Give back the full listing verbatim, apart from its images.

_DATA EXTRACT_.
# # # # #
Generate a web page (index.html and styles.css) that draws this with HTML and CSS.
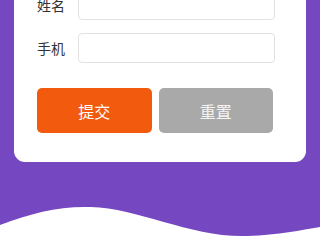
FILE: index.html
```html
<!DOCTYPE html>
<html lang="zh">
<head>
<meta charset="utf-8">
<link rel="stylesheet" href="styles.css">
</head>
<body>
<div class="page">
  <form class="card">
    <div class="row">
      <label class="label">姓名</label>
      <input class="input" type="text">
    </div>
    <div class="row">
      <label class="label">手机</label>
      <input class="input" type="text">
    </div>
    <div class="actions">
      <button type="button" class="btn btn-submit">提交</button>
      <button type="button" class="btn btn-reset">重置</button>
    </div>
  </form>
  <svg class="wave" viewBox="0 0 300 35" preserveAspectRatio="none">
    <path d="M0,20 C30,8 55,1 85,2 C130,3 180,33 232,31 C262,30 282,25 300,22 L300,35 L0,35 Z" fill="#ffffff"/>
  </svg>
</div>
</body>
</html>
```
FILE: styles.css
```css
* { box-sizing: border-box; }
html {
  background: #7548c2;
}
html, body {
  margin: 0;
  padding: 0;
}
body {
  overflow: hidden;
  font-family: "Noto Sans CJK SC", "Noto Sans", sans-serif;
}
.page {
  display: flex;
  flex-direction: column;
  height: 100vh;
}
.card {
  margin: -40px 14px 0 14px;
  background: #ffffff;
  border-radius: 0 0 11px 11px;
  padding: 30px 31px 29px 23px;
  display: flex;
  flex-direction: column;
  gap: 13px;
}
.row {
  display: flex;
  align-items: center;
  gap: 13px;
}
.label {
  width: 28px;
  font-size: 14px;
  color: #333333;
  white-space: nowrap;
  line-height: 1;
}
.input {
  flex: 1;
  min-width: 0;
  height: 30px;
  border: 1px solid #e2e2e2;
  border-radius: 4px;
  background: #fff;
  margin: 0;
  padding: 0 8px;
  outline: none;
}
.actions {
  display: flex;
  gap: 7px;
  margin-top: 12px;
  margin-right: 2px;
}
.btn {
  flex: 1;
  height: 45px;
  border: none;
  border-radius: 5px;
  color: #ffffff;
  font-family: "Noto Sans CJK SC", "Noto Sans", sans-serif;
  font-size: 16px;
  padding: 0;
}
.btn-submit { background: #f25a0e; }
.btn-reset { background: #a9a9a9; color: #f4f4f4; }
.wave {
  display: block;
  margin-top: auto;
  width: 100%;
  height: 35px;
  flex-shrink: 0;
}
```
# # # # #
_COMPLETE ANSWER_.
Generate a web page (index.html and styles.css) that draws this with HTML and CSS.
FILE: index.html
```html
<!DOCTYPE html>
<html lang="zh">
<head>
<meta charset="utf-8">
<link rel="stylesheet" href="styles.css">
</head>
<body>
<div class="page">
  <form class="card">
    <div class="row">
      <label class="label">姓名</label>
      <input class="input" type="text">
    </div>
    <div class="row">
      <label class="label">手机</label>
      <input class="input" type="text">
    </div>
    <div class="actions">
      <button type="button" class="btn btn-submit">提交</button>
      <button type="button" class="btn btn-reset">重置</button>
    </div>
  </form>
  <svg class="wave" viewBox="0 0 300 35" preserveAspectRatio="none">
    <path d="M0,20 C30,8 55,1 85,2 C130,3 180,33 232,31 C262,30 282,25 300,22 L300,35 L0,35 Z" fill="#ffffff"/>
  </svg>
</div>
</body>
</html>
```
FILE: styles.css
```css
* { box-sizing: border-box; }
html {
  background: #7548c2;
}
html, body {
  margin: 0;
  padding: 0;
}
body {
  overflow: hidden;
  font-family: "Noto Sans CJK SC", "Noto Sans", sans-serif;
}
.page {
  display: flex;
  flex-direction: column;
  height: 100vh;
}
.card {
  margin: -40px 14px 0 14px;
  background: #ffffff;
  border-radius: 0 0 11px 11px;
  padding: 30px 31px 29px 23px;
  display: flex;
  flex-direction: column;
  gap: 13px;
}
.row {
  display: flex;
  align-items: center;
  gap: 13px;
}
.label {
  width: 28px;
  font-size: 14px;
  color: #333333;
  white-space: nowrap;
  line-height: 1;
}
.input {
  flex: 1;
  min-width: 0;
  height: 30px;
  border: 1px solid #e2e2e2;
  border-radius: 4px;
  background: #fff;
  margin: 0;
  padding: 0 8px;
  outline: none;
}
.actions {
  display: flex;
  gap: 7px;
  margin-top: 12px;
  margin-right: 2px;
}
.btn {
  flex: 1;
  height: 45px;
  border: none;
  border-radius: 5px;
  color: #ffffff;
  font-family: "Noto Sans CJK SC", "Noto Sans", sans-serif;
  font-size: 16px;
  padding: 0;
}
.btn-submit { background: #f25a0e; }
.btn-reset { background: #a9a9a9; color: #f4f4f4; }
.wave {
  display: block;
  margin-top: auto;
  width: 100%;
  height: 35px;
  flex-shrink: 0;
}
```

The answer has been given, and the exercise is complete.